Extending a quotient map to a covering map on $\mathbb{RP}^2$ Why can we not extend the quotient map $q:[0,1]\times[0,1] \to \mathbb{RP}^2$ to a covering map, $\mathbb{R}^2 \to \mathbb{RP}^2$?
 A: Recall that the map $f:S^2\to \mathbb{RP}^2$ which identifies antipodal points is a covering, and that $S^2$ is simply-connected, hence $S^2$ is the universal cover of $\mathbb{RP}^2$. If we had a covering $p:\mathbb R^2\to \mathbb{RP}^2$ then since $\mathbb R^2$ is also simply connected it would also be a universal cover of $\mathbb{RP}^2$. Since universal covers are unique up to homeomorphism, this implies that $S^2$ is homeomorphic to $\mathbb R^2$, which is false (for example, because $S^2$ is compact while $\mathbb R^2$ is not). Thus no such covering $p:\mathbb R^2\to \mathbb{RP}^2$ can exist.
A: I assume that $q$ is the map that identifies $(0,y)$ with $(1,1-y)$ and $(x,0)$ with $(1-x,1)$. Tiling the plane with squares and extending the quotient map using reflections does lead to a map $\mathbb{R}^2\rightarrow\mathbb{RP}^2$, but it is not a covering map: notice that a small disc around a point on one of the square's edges gets mapped to a half disc, and around one of the vertices to a quarter-disc; thus, the map is not locally a homeomorphism.

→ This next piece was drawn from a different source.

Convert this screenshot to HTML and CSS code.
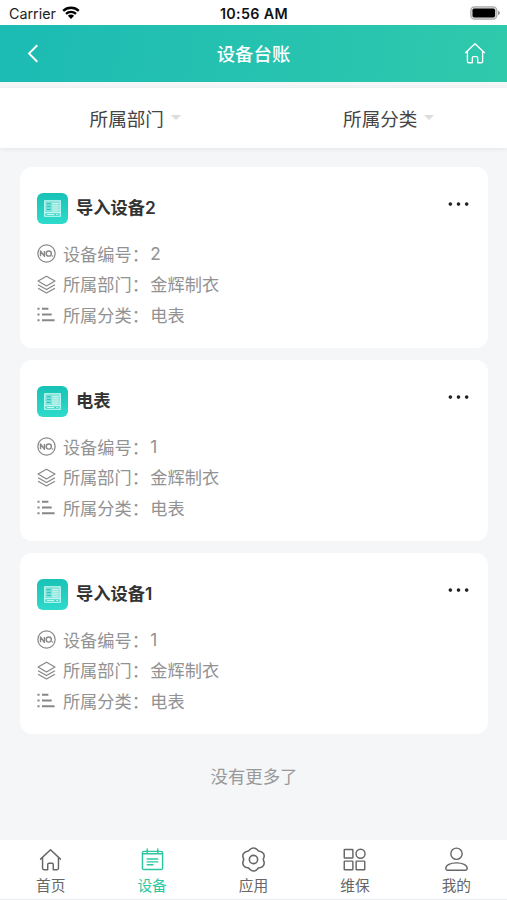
FILE: index.html
```html
<!DOCTYPE html>
<html lang="zh-CN">
<head>
<meta charset="UTF-8">
<title>设备台账</title>
<link rel="stylesheet" href="styles.css">
</head>
<body>
<svg class="defs" width="0" height="0">
  <symbol id="home" viewBox="0 0 24 24"><path d="M1.600 11.600 12 1.800l10.400 9.800M3.700 9.800v11.400q0 1.500 1.500 1.500h3.900v-5.400q0-1.300 1.300-1.300h3.200q1.300 0 1.300 1.300v5.400h3.900q1.500 0 1.500-1.500V9.800"/></symbol>
  <symbol id="no" viewBox="0 0 20 20"><circle cx="10" cy="10" r="9.100"/><path stroke-width="1.500" d="M3.700 13V7.300L7.800 13V7.300"/><circle cx="12.400" cy="10.100" r="2.700" stroke-width="1.500"/><path stroke-width="1.500" d="M16.300 12v1.300"/></symbol>
  <symbol id="layers" viewBox="0 0 20 20"><path d="m10 1.300 8.900 5-8.900 5.200-8.900-5.200zM1.100 10.200l8.900 5.100 8.900-5.100M1.100 13.900l8.900 5.100 8.900-5.100"/></symbol>
  <symbol id="list" viewBox="0 0 20 20"><path stroke-width="2" d="M.5 4h2.200M5.200 4H12M.5 10h2.200M5.200 10h10.300M.5 16h2.200M5.200 16h13.300"/></symbol>
  <symbol id="machine" viewBox="0 0 18 18"><path fill="#fff" fill-opacity=".4" d="M1 1h16v13H1z"/><path fill="none" stroke="#d8fbf5" stroke-width="1.200" d="M.8.8h16.400v16.400H.8zM.8 13.500h16.400"/><path stroke="#16c5b5" stroke-width="1" d="M3 4h4M3 7h4M3 10h4"/><path stroke="#d8fbf5" stroke-width="1" d="M8.500 3.500h7M8.500 5.500h7M8.500 7.500h7M8.500 9.500h7M8.500 11.500h7M3 15.400h8M13 15.400h2"/></symbol>
  <symbol id="dots" viewBox="0 0 20 4"><circle cx="2.200" cy="2" r="1.750"/><circle cx="10" cy="2" r="1.750"/><circle cx="17.800" cy="2" r="1.750"/></symbol>
</svg>

<div class="status">
  <div class="carrier">Carrier
    <svg class="wifi" viewBox="0 0 18 13"><path d="M1.200 4.900a11.200 11.200 0 0 1 15.600 0M4 7.800a7.200 7.200 0 0 1 10 0" fill="none" stroke="#000" stroke-width="2.300"/><path d="M5.900 9.800a4.400 4.400 0 0 1 6.200 0L9 13z"/></svg>
  </div>
  <div class="time">10:56 AM</div>
  <svg class="battery" viewBox="0 0 30 14"><rect x=".8" y=".8" width="26" height="12.400" rx="3.600" fill="#ddd" stroke="#aaa" stroke-width="1.200"/><rect x="2.500" y="2.500" width="22.600" height="9" rx="1.800"/><path d="M28 4.800q2 .6 2 2.200t-2 2.200z" fill="#999"/></svg>
</div>

<header class="header">
  <svg class="back" viewBox="0 0 12 20"><path d="M10.500 1.300 1.800 10l8.700 8.700"/></svg>
  <h1>设备台账</h1>
  <svg class="home"><use href="#home"/></svg>
</header>

<div class="filters">
  <div class="filter">所属部门<i></i></div>
  <div class="filter">所属分类<i></i></div>
</div>

<main class="list">
  <section class="card">
    <div class="card-head"><span class="badge"><svg><use href="#machine"/></svg></span><h2>导入设备2</h2><svg class="more"><use href="#dots"/></svg></div>
    <div class="row"><svg><use href="#no"/></svg><span>设备编号：</span><b>2</b></div>
    <div class="row"><svg><use href="#layers"/></svg><span>所属部门：</span><b>金辉制衣</b></div>
    <div class="row"><svg><use href="#list"/></svg><span>所属分类：</span><b>电表</b></div>
  </section>
  <section class="card">
    <div class="card-head"><span class="badge"><svg><use href="#machine"/></svg></span><h2>电表</h2><svg class="more"><use href="#dots"/></svg></div>
    <div class="row"><svg><use href="#no"/></svg><span>设备编号：</span><b>1</b></div>
    <div class="row"><svg><use href="#layers"/></svg><span>所属部门：</span><b>金辉制衣</b></div>
    <div class="row"><svg><use href="#list"/></svg><span>所属分类：</span><b>电表</b></div>
  </section>
  <section class="card">
    <div class="card-head"><span class="badge"><svg><use href="#machine"/></svg></span><h2>导入设备1</h2><svg class="more"><use href="#dots"/></svg></div>
    <div class="row"><svg><use href="#no"/></svg><span>设备编号：</span><b>1</b></div>
    <div class="row"><svg><use href="#layers"/></svg><span>所属部门：</span><b>金辉制衣</b></div>
    <div class="row"><svg><use href="#list"/></svg><span>所属分类：</span><b>电表</b></div>
  </section>
  <p class="end">没有更多了</p>
</main>

<nav class="tabs">
  <div class="tab"><svg><use href="#home"/></svg>首页</div>
  <div class="tab active"><svg viewBox="0 0 24 24"><rect x="1.500" y="3.500" width="21" height="19" rx="1.500"/><path d="M6.500 1v5M17.500 1v5M1.500 6h21M6.500 11.500h11M6.500 14.500h11M6.500 17.500h6"/></svg>设备</div>
  <div class="tab"><svg class="gear" viewBox="0 0 24 24"><path d="M8.650 2.260A4.600 4.600 0 0 1 15.350 2.260Q16.450 4.290 18.760 4.230A4.600 4.600 0 0 1 22.110 10.030Q20.900 12 22.110 13.970A4.600 4.600 0 0 1 18.760 19.770Q16.450 19.710 15.350 21.740A4.600 4.600 0 0 1 8.650 21.740Q7.550 19.710 5.240 19.770A4.600 4.600 0 0 1 1.890 13.970Q3.100 12 1.890 10.030A4.600 4.600 0 0 1 5.240 4.230Q7.550 4.290 8.650 2.260z"/><circle cx="12" cy="12" r="4"/></svg>应用</div>
  <div class="tab"><svg viewBox="0 0 24 24"><rect x="1.300" y="1.500" width="9" height="9" rx=".6"/><circle cx="18.300" cy="6" r="4.700"/><rect x="1.300" y="13.700" width="9" height="9" rx=".6"/><rect x="13.700" y="13.700" width="9" height="9" rx=".6"/></svg>维保</div>
  <div class="tab"><svg viewBox="0 0 24 24"><circle cx="12" cy="6" r="5.900"/><path d="M2.700 23.200q-1.900 0-1.900-1.700c0-3.800 4.900-6 11.200-6s11.200 2.200 11.200 6q0 1.700-1.900 1.700z"/></svg>我的</div>
</nav>
</body>
</html>
```
FILE: styles.css
```css
* { box-sizing: border-box; }
body {
  margin: 0;
  height: 900px;
  display: flex;
  flex-direction: column;
  background: #f4f6f8;
  font-family: Inter, "Noto Sans CJK SC", sans-serif;
  overflow: hidden;
}
.defs { position: absolute; }
h1, h2, p { margin: 0; }
svg { display: block; flex: none; overflow: visible; }

.status {
  height: 25.4px;
  flex: none;
  display: grid;
  grid-template-columns: 1fr auto 1fr;
  align-items: center;
  padding: 2px 7px 0 9px;
  background: #fff;
  color: #111;
  font-size: 14.3px;
}
.carrier { display: flex; align-items: center; gap: 6px; color: #222; }
.wifi { width: 18px; height: 13px; margin-top: -2px; }
.time { font-weight: 600; margin-left: -1px; letter-spacing: .35px; }
.battery { width: 30px; height: 14px; justify-self: end; margin-top: -2px; }

.header {
  height: 56.200px;
  flex: none;
  display: flex;
  align-items: center;
  justify-content: space-between;
  padding: 0 21px 0 27px;
  background: linear-gradient(100deg, #1cbbb4, #2fc9ac);
  color: #fff;
}
.header svg { fill: none; stroke: #fff; stroke-width: 2; }
.back { width: 12px; height: 19px; }
.header .home { width: 22px; height: 22px; margin-top: -1px; stroke-width: 1.5; stroke-linejoin: round; stroke-linecap: round; }
h1 { font-size: 18.400px; font-weight: 500; line-height: 28px; margin: 1px 0 0 4px; }

.filters {
  height: 60px;
  flex: none;
  display: flex;
  margin-top: 6.100px;
  padding-bottom: 1px;
  background: #fff;
  box-shadow: 0 1px 5px rgba(0, 0, 0, .07);
}
.filter {
  flex: 1;
  display: flex;
  align-items: center;
  justify-content: center;
  gap: 7px;
  padding-left: 17px;
  color: #444;
  font-size: 18.600px;
}
.filter i { margin-top: 1px; border: 5px solid transparent; border-top-color: #dcdcdc; border-bottom: 0; }

.list { flex: 1; padding: 19.200px 19px 0 20px; }
.card {
  height: 181px;
  margin-bottom: 12px;
  padding: 26px 19px 0 17.400px;
  border-radius: 12px;
  background: #fff;
}
.card-head { display: flex; align-items: center; height: 31px; margin-bottom: 14px; }
.badge {
  width: 31px;
  height: 31px;
  display: grid;
  place-items: center;
  border-radius: 6px;
  background: linear-gradient(#18c2b6, #2edbcb);
}
.badge svg { width: 17px; height: 17px; }
h2 { flex: 1; margin-left: 7.500px; color: #333; font-size: 17.300px; font-weight: 600; line-height: 26px; }
.more { width: 21px; height: 4.200px; margin-top: -8px; fill: #222; }
.row { display: flex; align-items: center; height: 30.500px; color: #929292; font-size: 17.200px; }
.row svg { width: 19px; height: 19px; margin: 1px 7px 0 -.500px; fill: none; stroke: #888; stroke-width: 1.300; stroke-linejoin: round; }
.row b { margin-left: 1.500px; font-weight: 400; }
.end { margin-top: 30px; text-align: center; color: #999; font-size: 17.400px; line-height: 26px; }

.tabs {
  height: 60px;
  flex: none;
  display: flex;
  background: #fff;
  border-bottom: 1px solid #eceef0;
}
.tab {
  flex: 1;
  display: flex;
  flex-direction: column;
  align-items: center;
  padding-top: 8px;
  color: #666;
  font-size: 14.700px;
  line-height: 22px;
}
.tab svg { width: 23px; height: 23px; margin-bottom: 3.500px; fill: none; stroke: currentColor; stroke-width: 1.500; stroke-linejoin: round; stroke-linecap: round; }
.tab .gear { transform: scale(1.080); }
.active { color: #2bc8a2; }
```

EDIT: A subtler idea (one that, once I thought of it, was in the back of my head bothering me a little till I got to sit down and think about it tonight) would be to extend $q$ using glide reflections. This is closer to a covering map but it's still branched at the corners of the square. E.g. $(0,y)$ has the same image as $(1,1+y)$, which has the same image as $(0,2-y)$, so by considering what happens as $y\to 1$ we see that this way of extending the map is 2-to-1 on the $y$-axis in a neighborhood of $(0,1)$.
EDIT: Olivier Begassat's answer to this question clarifies the situation to me.  In this latter construction, $\mathbb{RP}^2$ is realized as the quotient of $\mathbb{R}^2$ by the group of isometries generated by unit glide reflections in the lines $y=1/2, x=1/2$; call them $\nu,\rho$ respectively. This group contains rotations about the corners of the squares, i.e. the integer lattice points of $\mathbb{R}^2$; for example, $\rho^{-1}\nu$ is the 180 degree rotation about the origin. Thus the quotient map identifies points that are symmetric about the integer lattice points. In particular, it is 2-to-1 in small neighborhoods of these points.